- _RECORDED DATA_:
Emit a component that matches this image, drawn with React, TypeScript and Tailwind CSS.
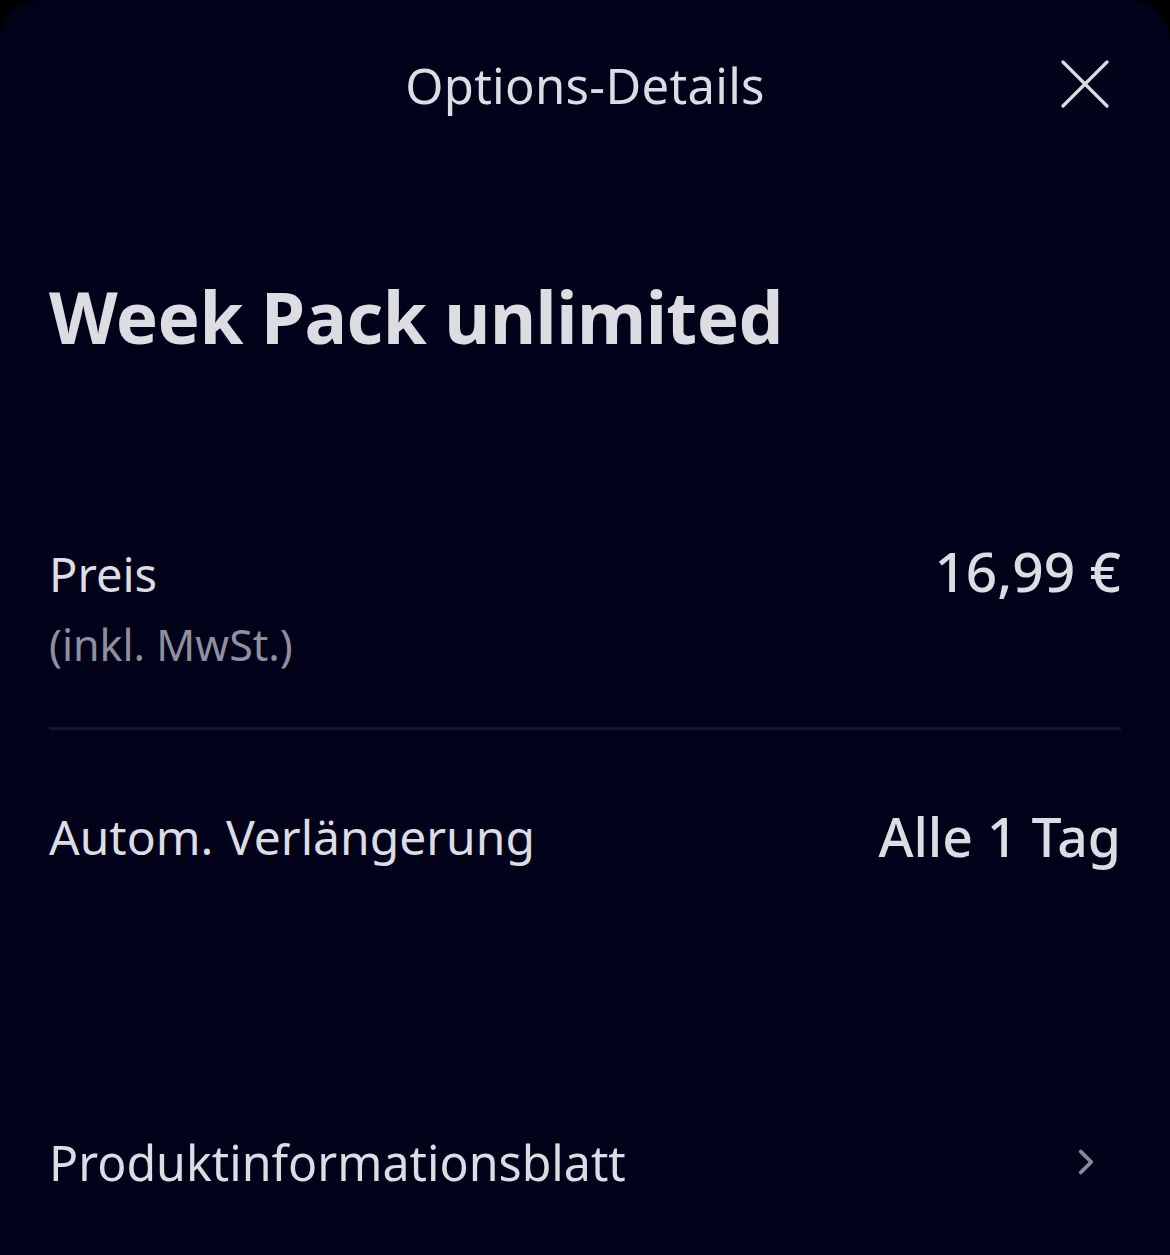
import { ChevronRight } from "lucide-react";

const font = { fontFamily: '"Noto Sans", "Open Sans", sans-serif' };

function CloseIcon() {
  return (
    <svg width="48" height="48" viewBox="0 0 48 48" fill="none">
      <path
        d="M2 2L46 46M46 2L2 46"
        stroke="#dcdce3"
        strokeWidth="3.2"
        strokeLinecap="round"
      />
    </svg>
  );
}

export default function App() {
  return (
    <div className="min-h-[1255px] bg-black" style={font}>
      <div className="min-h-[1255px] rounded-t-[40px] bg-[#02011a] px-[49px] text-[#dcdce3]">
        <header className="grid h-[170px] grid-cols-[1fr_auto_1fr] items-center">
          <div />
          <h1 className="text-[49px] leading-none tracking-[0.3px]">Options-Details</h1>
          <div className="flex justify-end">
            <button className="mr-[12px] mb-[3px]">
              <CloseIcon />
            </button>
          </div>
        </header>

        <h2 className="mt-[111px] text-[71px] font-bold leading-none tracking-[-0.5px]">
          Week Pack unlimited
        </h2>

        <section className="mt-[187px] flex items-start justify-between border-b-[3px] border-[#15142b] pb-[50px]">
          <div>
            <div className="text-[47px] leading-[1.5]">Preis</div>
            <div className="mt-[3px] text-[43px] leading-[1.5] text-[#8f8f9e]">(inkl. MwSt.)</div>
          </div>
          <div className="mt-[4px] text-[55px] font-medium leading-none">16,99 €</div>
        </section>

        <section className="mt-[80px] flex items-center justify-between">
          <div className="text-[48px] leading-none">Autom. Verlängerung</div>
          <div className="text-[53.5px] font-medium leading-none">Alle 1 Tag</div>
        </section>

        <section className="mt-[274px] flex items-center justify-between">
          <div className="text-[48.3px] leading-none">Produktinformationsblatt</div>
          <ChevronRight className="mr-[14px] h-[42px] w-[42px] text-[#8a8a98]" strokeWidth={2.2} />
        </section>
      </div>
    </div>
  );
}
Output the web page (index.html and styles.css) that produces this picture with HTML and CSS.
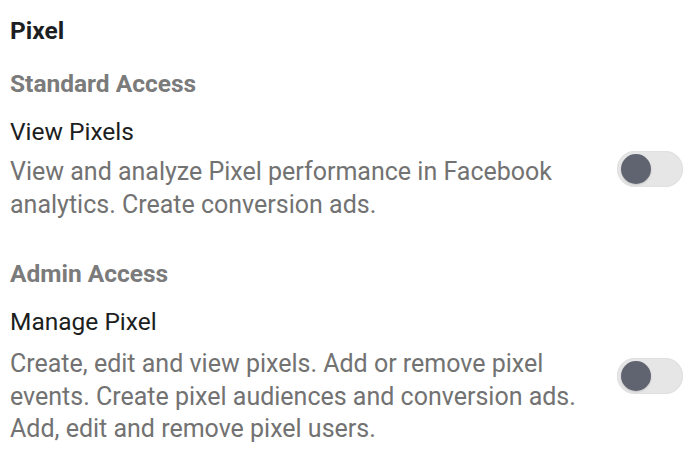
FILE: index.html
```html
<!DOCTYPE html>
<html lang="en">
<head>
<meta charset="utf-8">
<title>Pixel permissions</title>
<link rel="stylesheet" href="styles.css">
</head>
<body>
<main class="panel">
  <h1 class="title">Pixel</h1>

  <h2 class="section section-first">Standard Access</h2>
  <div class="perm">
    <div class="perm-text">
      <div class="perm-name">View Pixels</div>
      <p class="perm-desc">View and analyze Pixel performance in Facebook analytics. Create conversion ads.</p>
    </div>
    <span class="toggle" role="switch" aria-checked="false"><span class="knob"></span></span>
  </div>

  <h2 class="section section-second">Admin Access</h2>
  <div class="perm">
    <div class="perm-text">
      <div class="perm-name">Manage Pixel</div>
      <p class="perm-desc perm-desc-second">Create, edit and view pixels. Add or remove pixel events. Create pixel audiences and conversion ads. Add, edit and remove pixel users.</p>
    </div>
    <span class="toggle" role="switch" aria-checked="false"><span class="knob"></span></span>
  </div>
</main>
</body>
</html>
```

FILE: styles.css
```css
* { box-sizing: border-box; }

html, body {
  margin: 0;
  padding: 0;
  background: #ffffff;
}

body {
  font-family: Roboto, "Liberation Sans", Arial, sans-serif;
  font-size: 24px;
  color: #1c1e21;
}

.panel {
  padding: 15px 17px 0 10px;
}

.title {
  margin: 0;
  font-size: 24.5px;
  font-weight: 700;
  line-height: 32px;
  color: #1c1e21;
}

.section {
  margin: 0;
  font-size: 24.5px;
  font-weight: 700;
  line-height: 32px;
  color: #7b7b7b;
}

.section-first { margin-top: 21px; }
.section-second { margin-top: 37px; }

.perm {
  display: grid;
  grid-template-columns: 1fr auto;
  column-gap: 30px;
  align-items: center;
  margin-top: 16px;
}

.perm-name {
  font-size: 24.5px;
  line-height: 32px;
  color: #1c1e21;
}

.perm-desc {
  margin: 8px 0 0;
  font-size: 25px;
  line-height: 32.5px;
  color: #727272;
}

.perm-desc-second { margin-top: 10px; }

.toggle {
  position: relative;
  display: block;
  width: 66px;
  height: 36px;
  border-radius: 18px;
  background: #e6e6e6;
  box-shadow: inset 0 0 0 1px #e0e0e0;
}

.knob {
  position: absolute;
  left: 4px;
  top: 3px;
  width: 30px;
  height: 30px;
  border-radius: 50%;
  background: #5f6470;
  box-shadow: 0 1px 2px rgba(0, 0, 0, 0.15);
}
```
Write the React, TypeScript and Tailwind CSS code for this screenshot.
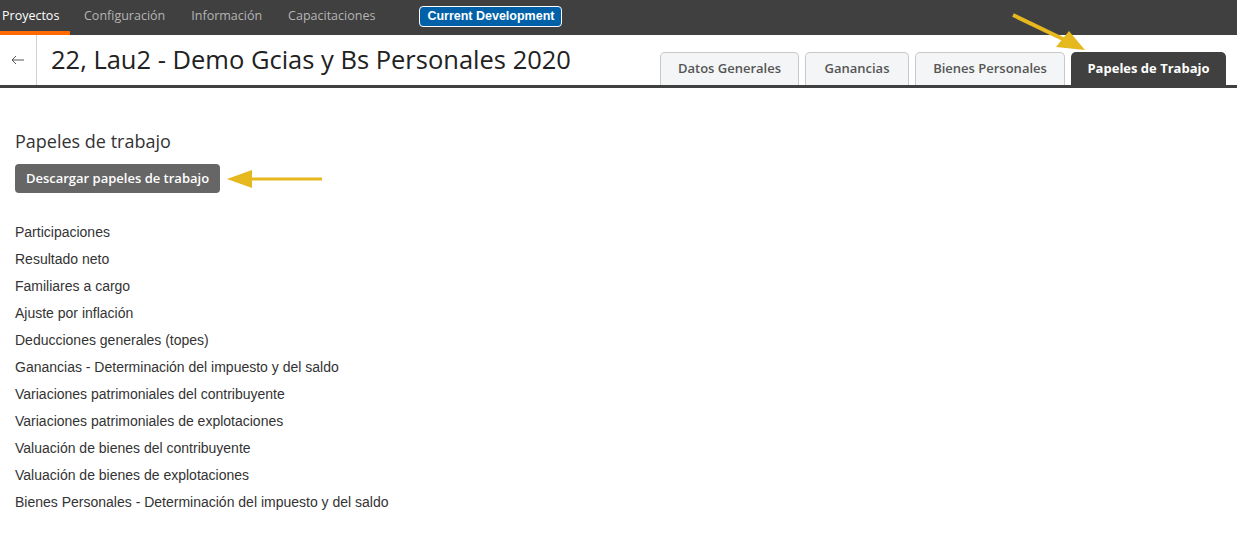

- _EXERCISE AIM_: Show all lines from the records above where the word "with" occurs.

- _PROBLEM SOLUTION_:
Emit a component that matches this image, drawn with React, TypeScript and Tailwind CSS.
Output the web page (index.html and styles.css) that produces this picture with HTML and CSS.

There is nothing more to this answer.